Ed's Blog

Encouraging news on HUD/state AG settlement with big mortgage servicers

By Ed Mierzwinski
Senior Director, Federal Consumer Program

Update: The terms of the settlement, which was announced this morning, are at the page http://www.nationalmortgagesettlement.com. We are reading it now. Original: If I am reading the overnight news stories correctly (NY TIMES and Politico and Boston Globe), it appears that negotiators have clarified that the well-publicized settlement between HUD and state AGs and the nation's 5 largest mortgage servicers will not release the big banks from claims related to their activities with the mysterious entity known as MERS that aided and abetted their illegal foreclosures. If so, this is a big deal in ultimately holding the big banks fully accountable. MERS and its own actions were never going to be a part of the deal, but the big banks and their cadre of high-priced lawyers always wanted a broad release for their own shenanigans associated with MERS in return for agreeing to pay $25 billion or so for a variety of mortgage servicing violations including reliance on faulty robo-signed documents and, in a sordid practice called "dual tracking," running consumers out of their homes while they were supposedly negotiating to help them modify their loans to avoid foreclosure and stay in their homes. As a lawsuit filed last week by New York Attorney General Eric Schneiderman explains, the MERS problems add a whole new level of unfair practices to those the banks are settling for $25 billion.
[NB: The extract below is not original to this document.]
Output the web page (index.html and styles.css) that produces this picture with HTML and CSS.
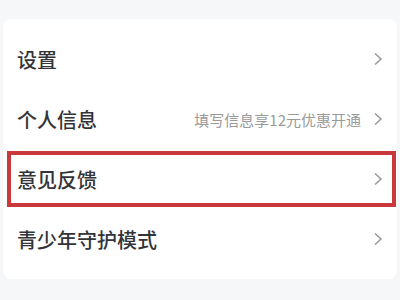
FILE: index.html
```html
<!DOCTYPE html>
<html lang="zh">
<head>
  <meta charset="UTF-8" />
  <title>设置</title>
  <link rel="stylesheet" href="styles.css">
</head>
<body>
  <div class="menu-card">
    <div class="menu-row">
      <span class="menu-label">设置</span>
      <span class="menu-arrow"><svg width="10" height="14" viewBox="0 0 10 14"><path d="M2 1.5 L8 7 L2 12.5" fill="none" stroke="#9a9a9a" stroke-width="1.6"/></svg></span>
    </div>
    <div class="menu-row">
      <span class="menu-label">个人信息</span>
      <span class="menu-hint">填写信息享12元优惠开通</span>
      <span class="menu-arrow"><svg width="10" height="14" viewBox="0 0 10 14"><path d="M2 1.5 L8 7 L2 12.5" fill="none" stroke="#9a9a9a" stroke-width="1.6"/></svg></span>
    </div>
    <div class="menu-row highlight">
      <span class="menu-label">意见反馈</span>
      <span class="menu-arrow"><svg width="10" height="14" viewBox="0 0 10 14"><path d="M2 1.5 L8 7 L2 12.5" fill="none" stroke="#9a9a9a" stroke-width="1.6"/></svg></span>
    </div>
    <div class="menu-row">
      <span class="menu-label">青少年守护模式</span>
      <span class="menu-arrow"><svg width="10" height="14" viewBox="0 0 10 14"><path d="M2 1.5 L8 7 L2 12.5" fill="none" stroke="#9a9a9a" stroke-width="1.6"/></svg></span>
    </div>
  </div>
</body>
</html>
```

FILE: styles.css
```css
body {
  margin: 0;
  padding-top: 19px;
  height: 300px;
  box-sizing: border-box;
  background: #f6f7f9;
  font-family: "Noto Sans CJK SC", "Noto Sans", sans-serif;
  overflow: hidden;
}
.menu-card {
  background: white;
  border-radius: 8px;
  margin: 0 3px;
  padding: 10px 0;
}
.menu-row {
  display: flex;
  align-items: center;
  height: 60px;
  padding: 0 14px 0 14px;
  box-sizing: border-box;
}
.menu-label {
  flex: 1;
  font-size: 20px;
  font-weight: 500;
  color: #333438;
}
.menu-hint {
  font-size: 15px;
  color: #9a9a9a;
  margin-right: 12px;
}
.menu-arrow {
  display: flex;
  align-items: center;
}
.highlight {
  border: 4px solid #c9383b;
  margin: 2px 1px 2px 4px;
  padding: 0 9px 0 6px;
  height: 56px;
}
```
We'll have more to say after we see the settlement -- maybe as early as today -- but it now appears that it will stop bad behavior and create a fair system for mortgage servicing going forward, modestly compensate consumers for illegal foreclosures, reduce principal for others who are underwater so that they might have a fighting chance to stay in their homes and also allow many additional claims against powerful corporate wrongdoers to go forward. We always knew investor-related and criminal claims against the banks and claims against MERS could go forward, but now it looks as if the clarification that broader claims against the banks for their own MERS activity can go forward has helped bring most of the last few AGs onto the settlement. If all this is true, then the settlement is likely a good first step. More to follow.